We also know that the next line will be the transcribed audio within that time frame so if we enumerate the lines we can just add one to the current index and it should be the text we want.

sub_titles = lines[count + 1]

Then with all these variables isolated we can send them to the database

cur.execute("INSERT INTO timdillon VALUES (?,?,?,?,?)", 
(vid_id, vid_title, start_time, end_time, sub_titles))

full function:

def parse_files(full_path):
    fp = Path(full_path)
    vid_id = fp.stem[:11]
    vid_title = get_title_from_id(vid_id)

    con = sqlite3.connect("yt_fts.db")
    cur = con.cursor()

    time_pattern = "^(.*) align:start position:0%"

    with open(full_path, "r") as f:
        lines = f.readlines()
        for count, line in enumerate(lines):
            time_match = re.match(time_pattern, line)

            if time_match:
                start = re.search("^(.*) -->",time_match.group(1))
                end = re.search("--> (.*)",time_match.group(1))

                start_time = start.group(1)
                end_time = end.group(1)

                sub_titles = lines[count + 1]

                cur.execute("INSERT INTO timdillon VALUES (?,?,?,?,?)", 
                (vid_id, vid_title, start_time, end_time, sub_titles))

    con.commit()
    con.close()
if __name__ == '__main__':
    main()

CLI script#

Now that we have a database with a table of structured data, we need an interface for retrieving data.
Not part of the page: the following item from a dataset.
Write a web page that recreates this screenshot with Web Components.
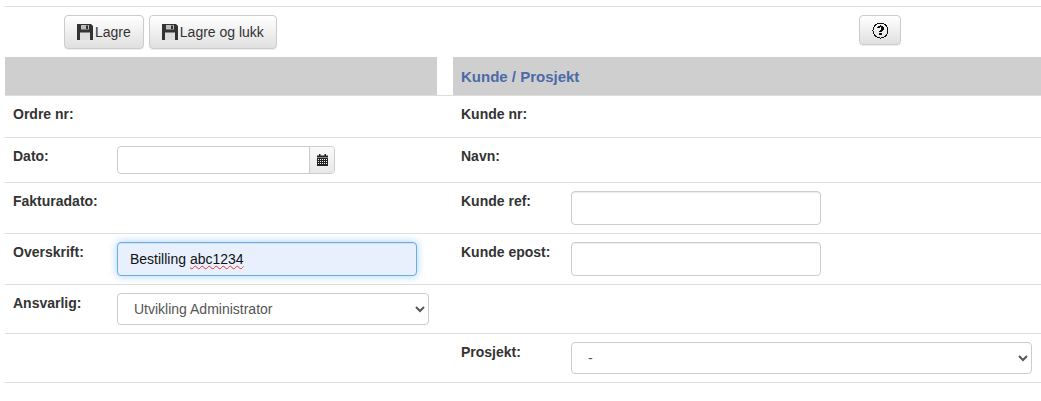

Ideally we don’t want to have to match the exact quote to our results so we need to use wildcards in our sql queries. Wildcards will return quotes which contain the sub string of our search text as well as exact matches. To implement wildcards we need to use the sqlite LIKE keyword:

SELECT -- return these rows 
	vid_id, start_time, sub_titles 
FROM -- from this table 
	timdillon 
WHERE -- where this collumn 
	sub_titles 
SELECT -- is kinda like 
	'%in the big city%'

If we do get a match from the database we need to convert the start time string into seconds so we can build our time stamped url. This means converting 01:22:26.460 into 4942. The time_to_secs() function does this by isolating the hour minutes and seconds with regex converting them to integers and multiplying hours by 3600 and minutes by 60 and returning the sum minus three. I subtracted three seconds because it gives the viewer time to process what they are going to listen to.
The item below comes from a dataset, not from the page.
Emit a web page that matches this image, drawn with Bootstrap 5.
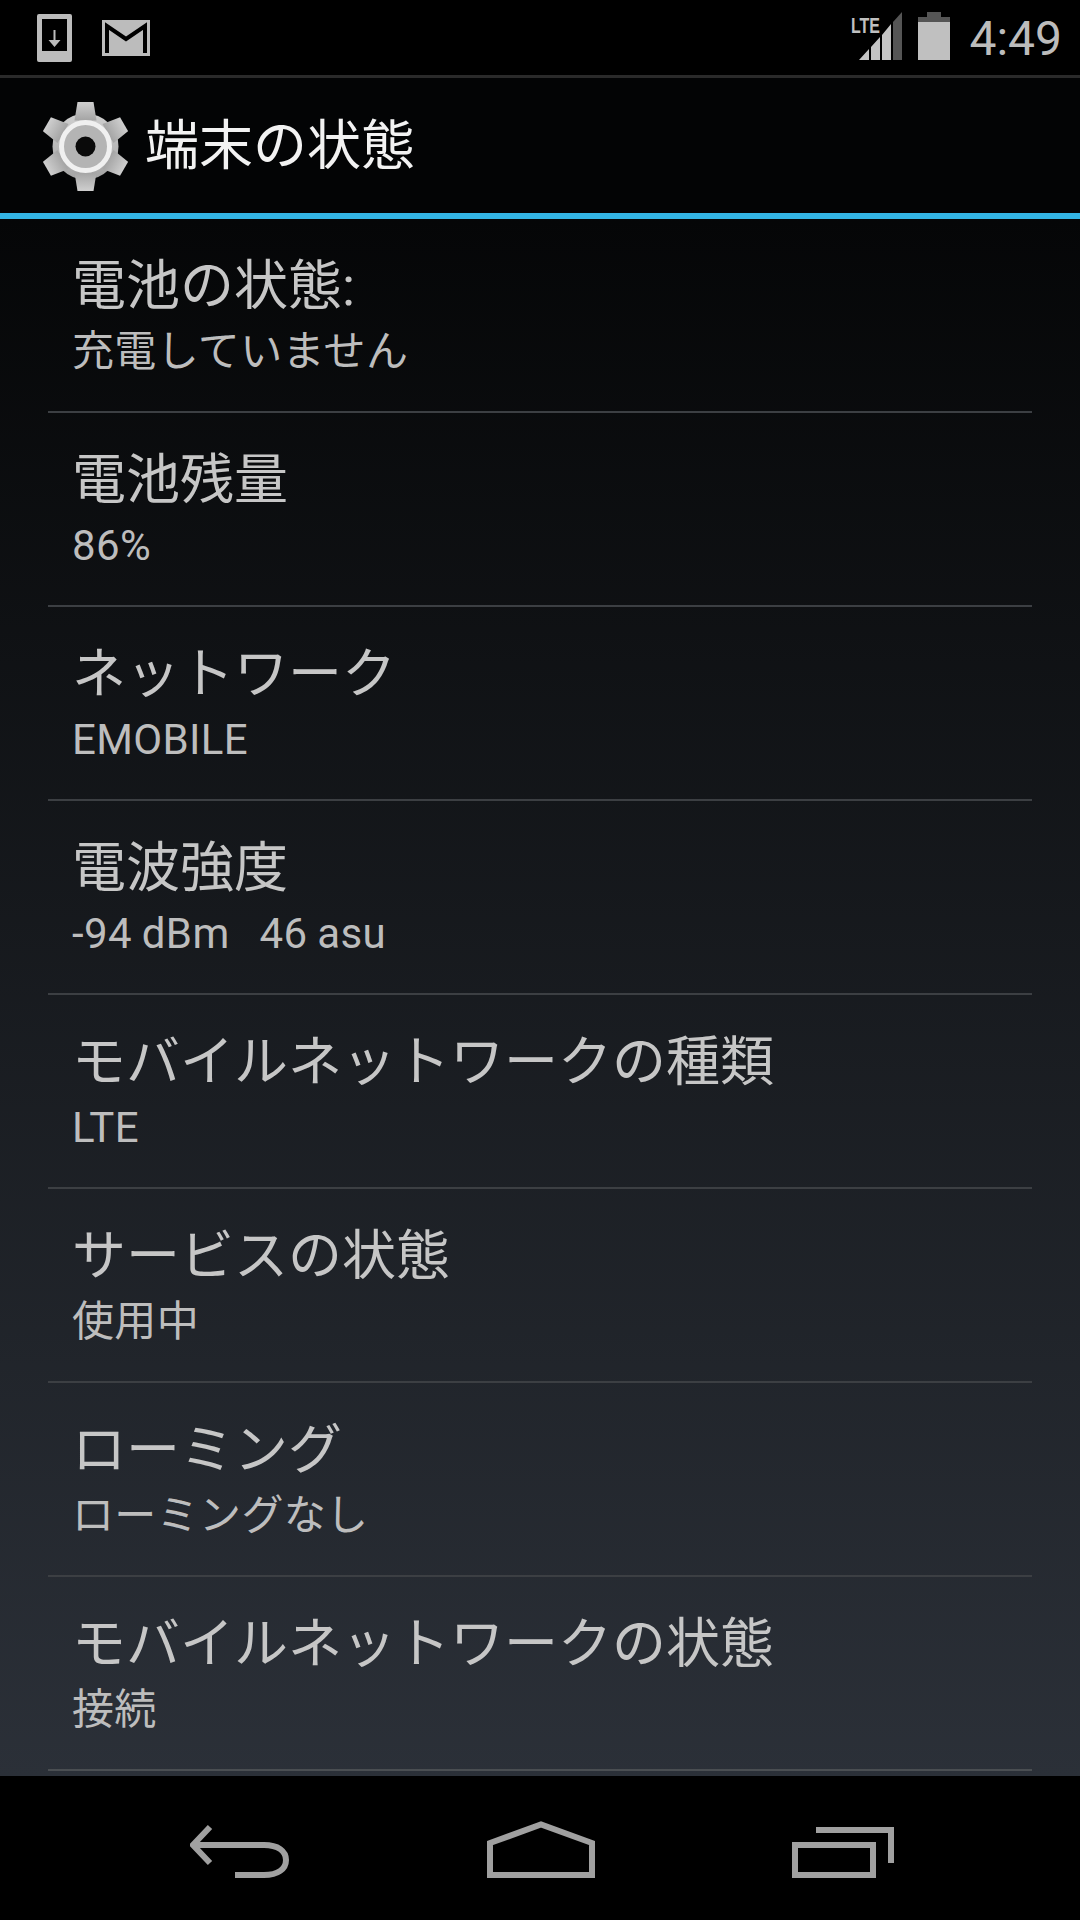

time_rex = re.search("^(\d\d):(\d\d):(\d\d)",time_str )
hours = int(time_rex.group(1)) * 3600 
mins = int(time_rex.group(2)) * 60
secs = int(time_rex.group(3))

For some reason the vtt files all repeat each line of dialog under a slightly different time frame which is really annoying but I did not fix when entering the data into the database so we’re dealing with it now. The id_stamp variable prevents us from repeating lines of dialog within the same video by appending a formatted string [videoid]hh:hh:ss to a an array that we check every iteration of printing so we don’t repeat ourselves.
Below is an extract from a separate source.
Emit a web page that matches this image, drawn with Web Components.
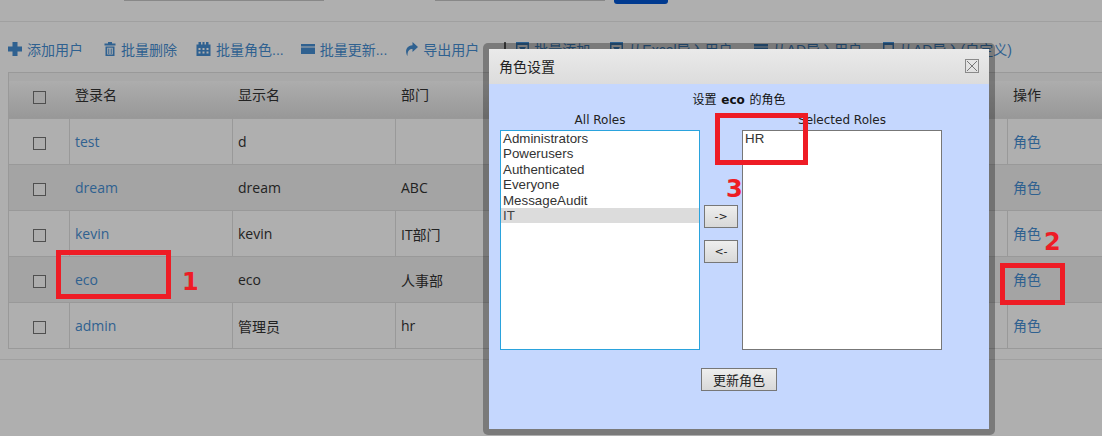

id_stamp =  vid_id + start[:-4]

full function:

import sys, sqlite3, re

def main():

    if len(sys.argv) < 2:
        print("Need quote as argument")
        exit(0)
    else:
        get_quotes(sys.argv[1])

def get_quotes(quote):

    con = sqlite3.connect("yt_fts.db")
    cur = con.cursor()
    cur.execute("SELECT * FROM timdillon WHERE sub_titles LIKE ?", 
    ('%'+quote+'%',))
    res = cur.fetchall()
    con.close()

    if len(res) == 0:
        print("No matches found")
    else:

        shown_titles = []
        shown_stamps = []

        for quote in res: 
            vid_id = quote[0]
            vid_title = quote[1]
            start = quote[2]
            end = quote[3]
            subs = quote[4]

            #  should look like: 6C7vx4Ot2qk01:28:00
            id_stamp =  vid_id + start[:-4]  

            time = time_to_secs(start) 

            if vid_title not in shown_titles:
                print(f"\nMatches found in: \"{vid_title}\"")
                shown_titles.append(vid_title)

            if id_stamp not in shown_stamps:
                print(f"\n") 
                print(f"    Quote: \"{subs.strip()}\"")
                print(f"    Time Stamp: {start}")
                print(f"    Link: https://youtu.be/{vid_id}?t={time}")
                shown_stamps.append(id_stamp)

def time_to_secs(time_str):

    time_rex = re.search("^(\d\d):(\d\d):(\d\d)",time_str )
    hours = int(time_rex.group(1)) * 3600 
    mins = int(time_rex.group(2)) * 60
    secs = int(time_rex.group(3)) 

    total_secs =  hours + mins + secs
    return total_secs - 3

if __name__ == '__main__':
    main()

After all this we should have a cli that takes a string as an argument and returns
the stamped urls with full quotes for everything it finds matching that string.

shortened sample

[$] python3 yt_fts.py "in the big city"

Matches found in: "164 - Life In The Big City"


    Quote: "life in the big city it was one of my"
    Time Stamp: 00:27:17.549
    Link: https://youtu.be/dqGyCTbzYmc?t=1634


    Quote: "life in the big city my mother would go"
    Time Stamp: 00:27:33.210
    Link: https://youtu.be/dqGyCTbzYmc?t=1650


    Quote: "saying life in the big city he had a few"
    Time Stamp: 00:28:00.990
    Link: https://youtu.be/dqGyCTbzYmc?t=1677

It would be better if this interface would was something like react emoji search but the last time I dove into javascript the night terrors didn’t stop for several months.